In the records below, find the line holding "Recreate this image"; copy it and every line after it to the end, omitting all images.

• [RECORDS FOR PROCESSING]:
▽

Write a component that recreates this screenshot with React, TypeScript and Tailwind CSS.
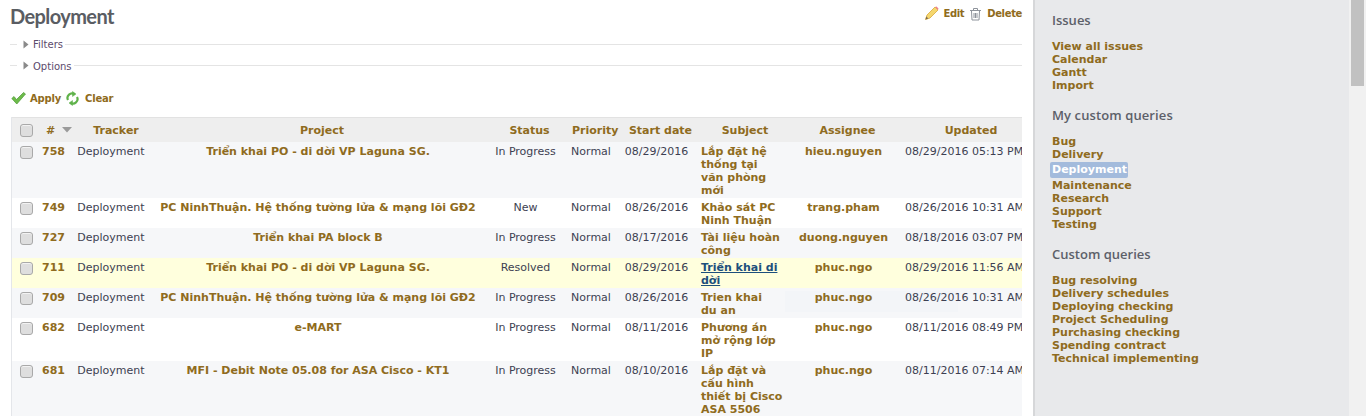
import React from "react";

const font = { fontFamily: '"DejaVu Sans", Verdana, sans-serif' };

type Row = {
  id: string; project: string; status: string; start: string; subject: string[]; assignee: string; updated: string; hi?: boolean; alt: boolean;
};

const rows: Row[] = [
  { id: "758", project: "Triển khai PO - di dời VP Laguna SG.", status: "In Progress", start: "08/29/2016", subject: ["Lắp đặt hệ", "thống tại", "văn phòng", "mới"], assignee: "hieu.nguyen", updated: "08/29/2016 05:13 PM", alt: true },
  { id: "749", project: "PC NinhThuận. Hệ thống tường lửa & mạng lõi GĐ2", status: "New", start: "08/26/2016", subject: ["Khảo sát PC", "Ninh Thuận"], assignee: "trang.pham", updated: "08/26/2016 10:31 AM", alt: false },
  { id: "727", project: "Triển khai PA block B", status: "In Progress", start: "08/17/2016", subject: ["Tài liệu hoàn", "công"], assignee: "duong.nguyen", updated: "08/18/2016 03:07 PM", alt: true },
  { id: "711", project: "Triển khai PO - di dời VP Laguna SG.", status: "Resolved", start: "08/29/2016", subject: ["Triển khai di", "dời"], assignee: "phuc.ngo", updated: "08/29/2016 11:56 AM", hi: true, alt: false },
  { id: "709", project: "PC NinhThuận. Hệ thống tường lửa & mạng lõi GĐ2", status: "In Progress", start: "08/26/2016", subject: ["Trien khai", "du an"], assignee: "phuc.ngo", updated: "08/26/2016 10:31 AM", alt: true },
  { id: "682", project: "e-MART", status: "In Progress", start: "08/11/2016", subject: ["Phương án", "mở rộng lớp", "IP"], assignee: "phuc.ngo", updated: "08/11/2016 08:49 PM", alt: false },
  { id: "681", project: "MFI - Debit Note 05.08 for ASA Cisco - KT1", status: "In Progress", start: "08/10/2016", subject: ["Lắp đặt và", "cấu hình", "thiết bị Cisco", "ASA 5506"], assignee: "phuc.ngo", updated: "08/11/2016 07:14 AM", alt: true },
];

const Box = () => (
  <span className="block w-[13px] h-[13px] rounded-[3px] border border-[#a9a9a9] bg-[#dedede] shadow-[inset_0_1px_0_#f2f2f2] mx-auto" />
);

const Th = ({ children, cls = "pl-2" }: { children: React.ReactNode; cls?: string }) => (
  <th className={`text-center font-bold text-[#8f6b20] pt-[6px] pb-[5px] whitespace-nowrap ${cls}`}>{children}</th>
);

const Link = ({ children }: { children: React.ReactNode }) => (
  <div className="font-bold text-[#8f6b20] leading-[13px] whitespace-nowrap">{children}</div>
);

const Group = ({ title, items, mt, track = "" }: { title: string; items: string[]; mt: string; track?: string }) => (
  <div className={mt}>
    <h3 className={`text-[13px] leading-[16px] text-[#5c6069] font-semibold mb-[12px] ${track}`} style={{ fontFamily: '"Open Sans", sans-serif' }}>{title}</h3>
    {items.map((i) =>
      i === "Deployment" ? (
        <div key={i} className="my-[1px] -ml-[2px] w-[78px] pl-[2px] h-[16px] leading-[16px] rounded-[2px] bg-[#a3bbdc] text-white font-bold">{i}</div>
      ) : (
        <Link key={i}>{i}</Link>
      )
    )}
  </div>
);

const Fold = ({ label, cls, textCls = "" }: { label: string; cls: string; textCls?: string }) => (
  <div className={`flex items-center h-[13px] ${cls}`}>
    <div className="w-[7px] h-px bg-[#e4e4e4] ml-[10px]" />
    <svg width="6" height="9" viewBox="0 0 6 9" className="ml-[6px]"><path d="M0.5 0.5 L5.5 4.5 L0.5 8.5 Z" fill="#8a8a8a" /></svg>
    <span className={`ml-[4px] text-[#5b4a6b] text-[10px] ${textCls}`}>{label}</span>
    <div className="flex-1 h-px bg-[#e4e4e4] ml-[2px]" />
  </div>
);

export default function App() {
  return (
    <div className="flex h-[416px] w-[1366px] overflow-hidden bg-white text-[11px] text-[#3d3f52]" style={font}>
      <main className="relative w-[1033px] shrink-0 pr-[11px]">
        <div className="flex items-start justify-between h-[36px]">
          <h2 className="ml-[10px] mt-[2px] text-[20px] leading-[28px] font-bold tracking-[-0.6px] text-[#5a5d63]" style={{ fontFamily: 'Lato, sans-serif' }}>Deployment</h2>
          <div className="flex items-center h-[13px] mt-[7px] text-[10px] tracking-[-0.35px] font-bold text-[#8f6b20]">
            <svg width="15" height="15" viewBox="0 0 15 15"><path d="M1.5 13.5 L3 9 L11 1 L14 4 L6 12 Z" fill="#f5d76e" stroke="#d9a93c" strokeWidth="0.8" /><path d="M11 1 L12.5 0.5 L14.5 2.5 L14 4 Z" fill="#ee7f8c" /><path d="M1.5 13.5 L2.4 10.6 L4.3 12.6 Z" fill="#7a6a50" /></svg>
            <span className="ml-[4px]">Edit</span>
            <svg width="13" height="14" viewBox="0 0 13 14" className="ml-[5px]" fill="none" stroke="#8e939b" strokeWidth="1"><path d="M1 3.5 H12 M4.5 3 V1.5 H8.5 V3 M2.5 4 L3 13 H10 L10.5 4 M5 6 V11 M6.5 6 V11 M8 6 V11" /></svg>
            <span className="ml-[5px]">Delete</span>
          </div>
        </div>
        <Fold label="Filters" cls="mt-[2px]" />
        <Fold label="Options" cls="mt-[8px]" textCls="mt-[2px]" />
        <div className="flex items-center h-[14px] mt-[19px] ml-[11px] text-[10px] tracking-[-0.2px] font-bold text-[#8f6b20]">
          <svg width="15" height="14" viewBox="0 0 15 14"><path d="M0.8 7.5 L3 5.5 L5.5 8.5 L12.5 1.5 L14.5 3 L5.8 13 Z" fill="#6dbb4a" stroke="#4a9a34" strokeWidth="0.7" /></svg>
          <span className="ml-[4px]">Apply</span>
          <svg width="13" height="15" viewBox="0 0 13 15" className="ml-[5px]" fill="none" stroke="#5fb24a" strokeWidth="2.2"><path d="M2 9 A4.5 4.5 0 0 1 8.5 3.2" /><path d="M11 6 A4.5 4.5 0 0 1 4.5 11.8" /><path d="M6.5 0.5 L10 3 L6.5 5.5 Z" fill="#5fb24a" strokeWidth="0.5" /><path d="M6.5 9.5 L3 12 L6.5 14.5 Z" fill="#5fb24a" strokeWidth="0.5" /></svg>
          <span className="ml-[6px]">Clear</span>
        </div>
        <div className="ml-[11px] mt-[12px] overflow-hidden border-l border-[#e4e6ea]">
          <table className="table-fixed border-collapse w-[1025px] max-w-none">
            <colgroup>
              <col className="w-[22px]" /><col className="w-[37px]" /><col className="w-[78px]" /><col className="w-[338px]" /><col className="w-[77px]" /><col className="w-[54px]" /><col className="w-[77px]" /><col className="w-[95px]" /><col className="w-[107px]" /><col className="w-[140px]" />
            </colgroup>
            <thead>
              <tr className="bg-[#eeeeee] border-t border-[#e2e2e2] leading-[13px]">
                <th className="pl-[7px] py-0"><Box /></th>
                <th className="text-center font-bold text-[#8f6b20] whitespace-nowrap pl-[12px]">#<svg width="10" height="6" viewBox="0 0 10 6" className="inline ml-[7px] align-[1px]"><path d="M0 0 H10 L5 5.5 Z" fill="#9a9a9a" /></svg></th>
                <th className="text-center font-bold text-[#8f6b20] pl-[12px]">Tracker</th>
                <Th>Project</Th><Th>Status</Th><Th>Priority</Th><Th>Start date</Th><Th cls="pl-[5px]">Subject</Th><Th>Assignee</Th><Th>Updated</Th>
              </tr>
            </thead>
            <tbody className="leading-[13px]">
              {rows.map((r) => (
                <tr key={r.id} className={r.hi ? "bg-[#ffffdd]" : r.alt ? "bg-[#f6f7f9]" : "bg-white"}>
                  <td className="align-top pl-[7px] pt-[4px] pb-px"><Box /></td>
                  <td className="align-top text-center font-bold text-[#8f6b20] pt-[3px] pb-px pl-[2px]">{r.id}</td>
                  <td className="align-top text-center pt-[3px] pb-px pl-[2px]">Deployment</td>
                  <td className="align-top text-center font-bold text-[#8f6b20] pt-[3px] pb-px whitespace-nowrap">{r.project}</td>
                  <td className="align-top text-center pt-[3px] pb-px whitespace-nowrap">{r.status}</td>
                  <td className="align-top text-center pt-[3px] pb-px">Normal</td>
                  <td className="align-top text-center pt-[3px] pb-px">{r.start}</td>
                  <td className={`align-top pl-[6px] pt-[3px] pb-px font-bold whitespace-nowrap ${r.hi ? "text-[#1d4f7c] underline" : "text-[#8f6b20]"}`}>
                    {r.subject.map((s) => <div key={s}>{s}</div>)}
                  </td>
                  <td className="align-top text-center font-bold text-[#8f6b20] pt-[3px] pb-px">{r.assignee}</td>
                  <td className="align-top pl-[8px] pt-[3px] pb-px whitespace-nowrap">{r.updated}</td>
                </tr>
              ))}
            </tbody>
          </table>
        </div>
        <div className="absolute left-[785px] top-[291px] w-[173px] h-[21px] bg-[#4a78c8]/[0.015]" />
      </main>
      <aside className="w-[316px] shrink-0 bg-[#e8e9eb] border-l-2 border-[#d6d7d9] pl-[17px] pt-[12px]">
        <Group title="Issues" mt="" items={["View all issues", "Calendar", "Gantt", "Import"]} />
        <Group title="My custom queries" mt="mt-[15px]" track="tracking-[0.1px]" items={["Bug", "Delivery", "Deployment", "Maintenance", "Research", "Support", "Testing"]} />
        <Group title="Custom queries" mt="mt-[15px]" items={["Bug resolving", "Delivery schedules", "Deploying checking", "Project Scheduling", "Purchasing checking", "Spending contract", "Technical implementing"]} />
      </aside>
      <div className="w-[17px] shrink-0 bg-[#f1f1f1] px-[2px]">
        <div className="h-[86px] bg-[#c1c1c1]" />
      </div>
    </div>
  );
}
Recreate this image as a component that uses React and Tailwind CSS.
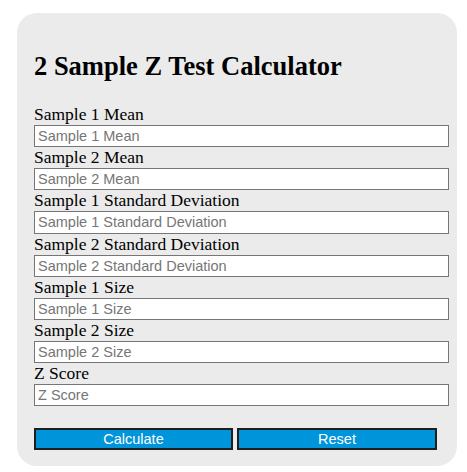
const fields = [
  'Sample 1 Mean',
  'Sample 2 Mean',
  'Sample 1 Standard Deviation',
  'Sample 2 Standard Deviation',
  'Sample 1 Size',
  'Sample 2 Size',
  'Z Score',
];

export default function App() {
  return (
    <div className="min-h-[472px] bg-white pt-[13px] pl-[17px]">
      <div className="w-[440px] rounded-[20px] bg-[#ebebeb] pl-[17px] pt-[38px] pb-[16px]">
        <h2 className="text-[26.5px] font-bold leading-[30px] text-black font-['Liberation_Serif',serif]">
          2 Sample Z Test Calculator
        </h2>
        <div className="mt-[23px]">
          {fields.map((f) => (
            <div key={f}>
              <label className="block h-[21px] text-[17.5px] leading-[21px] text-black font-['Liberation_Serif',serif]">
                {f}
              </label>
              <input
                type="text"
                placeholder={f}
                className="block h-[22.2px] w-[415px] border border-[#767676] bg-white px-[3px] text-[14.5px] font-['Liberation_Sans',sans-serif] placeholder:text-[#767676] outline-none"
              />
            </div>
          ))}
        </div>
        <div className="mt-[22px] flex gap-[4px]">
          <button className="h-[21.5px] w-[199px] border-2 border-[#1e1e1e] bg-[#0095da] text-[14.5px] leading-none text-white font-['Liberation_Sans',sans-serif]">
            Calculate
          </button>
          <button className="h-[21.5px] w-[200px] border-2 border-[#1e1e1e] bg-[#0095da] text-[14.5px] leading-none text-white font-['Liberation_Sans',sans-serif]">
            Reset
          </button>
        </div>
      </div>
    </div>
  );
}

△

• [RESPONSE BELOW]:
Recreate this image as a component that uses React and Tailwind CSS.
const fields = [
  'Sample 1 Mean',
  'Sample 2 Mean',
  'Sample 1 Standard Deviation',
  'Sample 2 Standard Deviation',
  'Sample 1 Size',
  'Sample 2 Size',
  'Z Score',
];

export default function App() {
  return (
    <div className="min-h-[472px] bg-white pt-[13px] pl-[17px]">
      <div className="w-[440px] rounded-[20px] bg-[#ebebeb] pl-[17px] pt-[38px] pb-[16px]">
        <h2 className="text-[26.5px] font-bold leading-[30px] text-black font-['Liberation_Serif',serif]">
          2 Sample Z Test Calculator
        </h2>
        <div className="mt-[23px]">
          {fields.map((f) => (
            <div key={f}>
              <label className="block h-[21px] text-[17.5px] leading-[21px] text-black font-['Liberation_Serif',serif]">
                {f}
              </label>
              <input
                type="text"
                placeholder={f}
                className="block h-[22.2px] w-[415px] border border-[#767676] bg-white px-[3px] text-[14.5px] font-['Liberation_Sans',sans-serif] placeholder:text-[#767676] outline-none"
              />
            </div>
          ))}
        </div>
        <div className="mt-[22px] flex gap-[4px]">
          <button className="h-[21.5px] w-[199px] border-2 border-[#1e1e1e] bg-[#0095da] text-[14.5px] leading-none text-white font-['Liberation_Sans',sans-serif]">
            Calculate
          </button>
          <button className="h-[21.5px] w-[200px] border-2 border-[#1e1e1e] bg-[#0095da] text-[14.5px] leading-none text-white font-['Liberation_Sans',sans-serif]">
            Reset
          </button>
        </div>
      </div>
    </div>
  );
}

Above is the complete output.